Data lines —
[start]

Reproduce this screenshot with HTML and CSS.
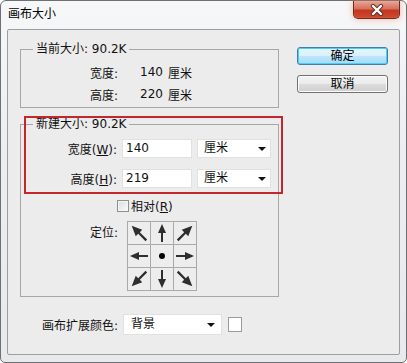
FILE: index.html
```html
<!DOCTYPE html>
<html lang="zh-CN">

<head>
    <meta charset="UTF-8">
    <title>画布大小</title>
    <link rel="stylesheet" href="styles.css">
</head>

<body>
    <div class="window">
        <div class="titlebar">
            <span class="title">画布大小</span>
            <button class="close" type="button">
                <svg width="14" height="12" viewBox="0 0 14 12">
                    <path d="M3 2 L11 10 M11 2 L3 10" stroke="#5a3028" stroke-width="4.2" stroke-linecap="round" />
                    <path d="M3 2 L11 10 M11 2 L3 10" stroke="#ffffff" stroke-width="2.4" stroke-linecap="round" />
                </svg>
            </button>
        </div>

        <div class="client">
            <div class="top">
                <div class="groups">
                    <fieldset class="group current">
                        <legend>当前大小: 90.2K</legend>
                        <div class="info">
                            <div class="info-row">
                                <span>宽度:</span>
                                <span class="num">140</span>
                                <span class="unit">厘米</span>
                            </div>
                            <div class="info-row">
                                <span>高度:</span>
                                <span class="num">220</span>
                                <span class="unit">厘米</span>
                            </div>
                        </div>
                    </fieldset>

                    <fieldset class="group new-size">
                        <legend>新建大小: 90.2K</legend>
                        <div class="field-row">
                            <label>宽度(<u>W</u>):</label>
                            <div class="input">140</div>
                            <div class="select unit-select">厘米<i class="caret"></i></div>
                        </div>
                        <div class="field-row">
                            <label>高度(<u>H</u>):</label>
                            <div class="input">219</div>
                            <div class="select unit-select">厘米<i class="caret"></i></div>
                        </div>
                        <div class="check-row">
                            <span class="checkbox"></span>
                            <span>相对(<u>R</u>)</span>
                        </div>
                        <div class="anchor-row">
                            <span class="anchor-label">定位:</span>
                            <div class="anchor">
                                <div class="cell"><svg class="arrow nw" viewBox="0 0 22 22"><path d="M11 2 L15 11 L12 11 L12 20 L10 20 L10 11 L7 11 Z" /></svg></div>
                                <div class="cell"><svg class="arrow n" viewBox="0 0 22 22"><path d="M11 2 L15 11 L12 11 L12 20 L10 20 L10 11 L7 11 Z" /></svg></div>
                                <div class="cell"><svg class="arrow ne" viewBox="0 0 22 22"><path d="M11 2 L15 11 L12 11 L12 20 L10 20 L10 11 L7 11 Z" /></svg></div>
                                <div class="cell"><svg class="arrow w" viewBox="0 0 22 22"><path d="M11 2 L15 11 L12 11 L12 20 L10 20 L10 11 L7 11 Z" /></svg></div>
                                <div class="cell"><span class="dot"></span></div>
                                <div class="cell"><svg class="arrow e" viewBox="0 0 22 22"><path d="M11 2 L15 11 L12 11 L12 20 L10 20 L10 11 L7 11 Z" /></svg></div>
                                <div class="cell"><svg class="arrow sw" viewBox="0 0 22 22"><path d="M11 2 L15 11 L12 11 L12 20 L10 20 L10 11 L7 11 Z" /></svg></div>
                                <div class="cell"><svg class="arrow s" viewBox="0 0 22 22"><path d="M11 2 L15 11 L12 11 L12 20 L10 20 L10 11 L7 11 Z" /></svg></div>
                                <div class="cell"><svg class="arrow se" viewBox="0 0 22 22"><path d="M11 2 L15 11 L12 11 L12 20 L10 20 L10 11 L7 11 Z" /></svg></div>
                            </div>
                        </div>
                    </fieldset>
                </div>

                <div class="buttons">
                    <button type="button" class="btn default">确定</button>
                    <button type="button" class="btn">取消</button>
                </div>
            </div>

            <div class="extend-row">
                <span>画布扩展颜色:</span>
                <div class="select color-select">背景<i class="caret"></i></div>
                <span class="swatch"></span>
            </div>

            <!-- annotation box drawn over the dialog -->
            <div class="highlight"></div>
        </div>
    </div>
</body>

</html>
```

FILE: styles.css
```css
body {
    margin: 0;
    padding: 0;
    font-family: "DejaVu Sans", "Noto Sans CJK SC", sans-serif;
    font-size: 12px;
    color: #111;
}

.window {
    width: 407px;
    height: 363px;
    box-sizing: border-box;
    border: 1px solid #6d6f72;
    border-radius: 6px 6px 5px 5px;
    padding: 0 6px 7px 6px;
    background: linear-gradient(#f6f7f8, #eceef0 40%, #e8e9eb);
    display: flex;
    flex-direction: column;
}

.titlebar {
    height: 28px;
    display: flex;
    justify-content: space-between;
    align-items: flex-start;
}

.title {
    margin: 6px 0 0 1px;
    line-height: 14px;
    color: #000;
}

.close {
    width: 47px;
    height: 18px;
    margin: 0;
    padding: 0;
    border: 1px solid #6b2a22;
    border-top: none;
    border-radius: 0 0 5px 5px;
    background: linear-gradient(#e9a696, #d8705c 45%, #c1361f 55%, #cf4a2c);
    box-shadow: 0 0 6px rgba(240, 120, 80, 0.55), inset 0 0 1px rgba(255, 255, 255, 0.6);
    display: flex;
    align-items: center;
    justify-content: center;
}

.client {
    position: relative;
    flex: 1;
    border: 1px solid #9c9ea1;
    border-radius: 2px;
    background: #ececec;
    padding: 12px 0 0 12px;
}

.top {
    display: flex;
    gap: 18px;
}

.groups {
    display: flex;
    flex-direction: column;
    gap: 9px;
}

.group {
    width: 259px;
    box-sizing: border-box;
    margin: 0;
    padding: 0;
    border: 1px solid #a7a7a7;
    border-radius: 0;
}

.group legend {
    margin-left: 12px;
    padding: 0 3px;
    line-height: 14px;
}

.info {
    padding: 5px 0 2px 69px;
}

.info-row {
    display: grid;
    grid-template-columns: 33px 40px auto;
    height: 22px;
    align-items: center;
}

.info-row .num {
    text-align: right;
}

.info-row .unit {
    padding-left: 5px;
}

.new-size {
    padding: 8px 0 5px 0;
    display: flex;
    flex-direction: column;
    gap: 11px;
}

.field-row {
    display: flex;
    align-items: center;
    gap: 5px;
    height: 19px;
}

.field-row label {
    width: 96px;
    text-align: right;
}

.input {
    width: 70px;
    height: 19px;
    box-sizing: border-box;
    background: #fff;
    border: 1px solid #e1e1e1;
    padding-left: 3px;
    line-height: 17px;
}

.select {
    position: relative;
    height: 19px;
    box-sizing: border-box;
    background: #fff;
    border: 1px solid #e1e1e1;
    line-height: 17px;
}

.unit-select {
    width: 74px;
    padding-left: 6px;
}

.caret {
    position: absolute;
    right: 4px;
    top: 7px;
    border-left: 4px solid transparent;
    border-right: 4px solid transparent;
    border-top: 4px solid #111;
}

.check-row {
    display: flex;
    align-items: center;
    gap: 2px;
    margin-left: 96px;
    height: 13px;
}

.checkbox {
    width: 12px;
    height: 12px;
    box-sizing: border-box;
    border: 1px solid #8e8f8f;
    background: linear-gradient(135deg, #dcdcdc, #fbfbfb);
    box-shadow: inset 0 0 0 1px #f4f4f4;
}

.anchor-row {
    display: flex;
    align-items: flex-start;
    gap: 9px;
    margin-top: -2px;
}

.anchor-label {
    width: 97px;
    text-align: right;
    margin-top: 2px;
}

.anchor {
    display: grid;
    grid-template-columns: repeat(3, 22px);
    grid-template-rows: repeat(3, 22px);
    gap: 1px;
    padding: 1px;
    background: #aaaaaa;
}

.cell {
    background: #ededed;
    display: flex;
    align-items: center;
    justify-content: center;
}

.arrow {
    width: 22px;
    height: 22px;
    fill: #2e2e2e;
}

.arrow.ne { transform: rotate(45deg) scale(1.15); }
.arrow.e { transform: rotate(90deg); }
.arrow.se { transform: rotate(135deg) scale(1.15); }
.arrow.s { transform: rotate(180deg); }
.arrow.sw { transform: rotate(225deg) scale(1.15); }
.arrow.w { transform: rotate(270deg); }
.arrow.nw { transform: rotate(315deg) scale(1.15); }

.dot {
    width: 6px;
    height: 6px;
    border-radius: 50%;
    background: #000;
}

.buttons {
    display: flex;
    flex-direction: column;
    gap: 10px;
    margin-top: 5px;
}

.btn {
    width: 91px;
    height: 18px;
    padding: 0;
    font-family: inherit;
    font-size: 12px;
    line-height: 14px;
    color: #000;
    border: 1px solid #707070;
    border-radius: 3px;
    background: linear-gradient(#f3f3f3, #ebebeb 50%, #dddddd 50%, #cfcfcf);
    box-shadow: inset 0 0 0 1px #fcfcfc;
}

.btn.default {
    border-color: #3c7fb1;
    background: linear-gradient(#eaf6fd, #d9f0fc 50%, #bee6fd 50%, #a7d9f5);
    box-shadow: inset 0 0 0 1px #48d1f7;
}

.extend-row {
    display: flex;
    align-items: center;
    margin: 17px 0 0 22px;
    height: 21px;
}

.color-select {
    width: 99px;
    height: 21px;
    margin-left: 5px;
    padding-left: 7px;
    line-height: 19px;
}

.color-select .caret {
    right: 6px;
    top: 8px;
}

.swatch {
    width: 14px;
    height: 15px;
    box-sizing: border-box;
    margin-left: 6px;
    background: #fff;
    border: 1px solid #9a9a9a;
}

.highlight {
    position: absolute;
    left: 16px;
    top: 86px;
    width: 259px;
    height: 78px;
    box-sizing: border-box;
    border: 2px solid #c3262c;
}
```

[end]
[start]

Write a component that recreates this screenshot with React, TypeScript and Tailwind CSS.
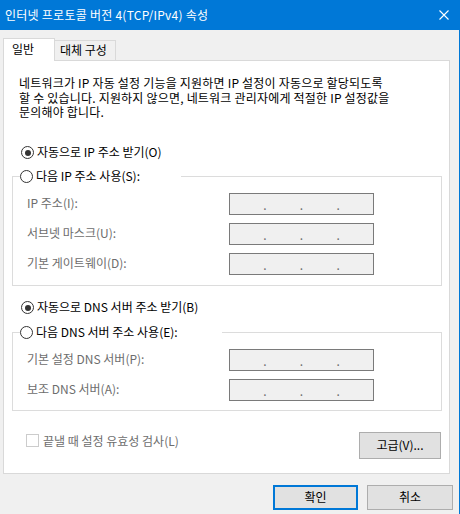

[end]

Show every line of the listing in which the string "with" can be found.

Reproduce this screenshot with HTML and CSS.
Write a component that recreates this screenshot with React, TypeScript and Tailwind CSS.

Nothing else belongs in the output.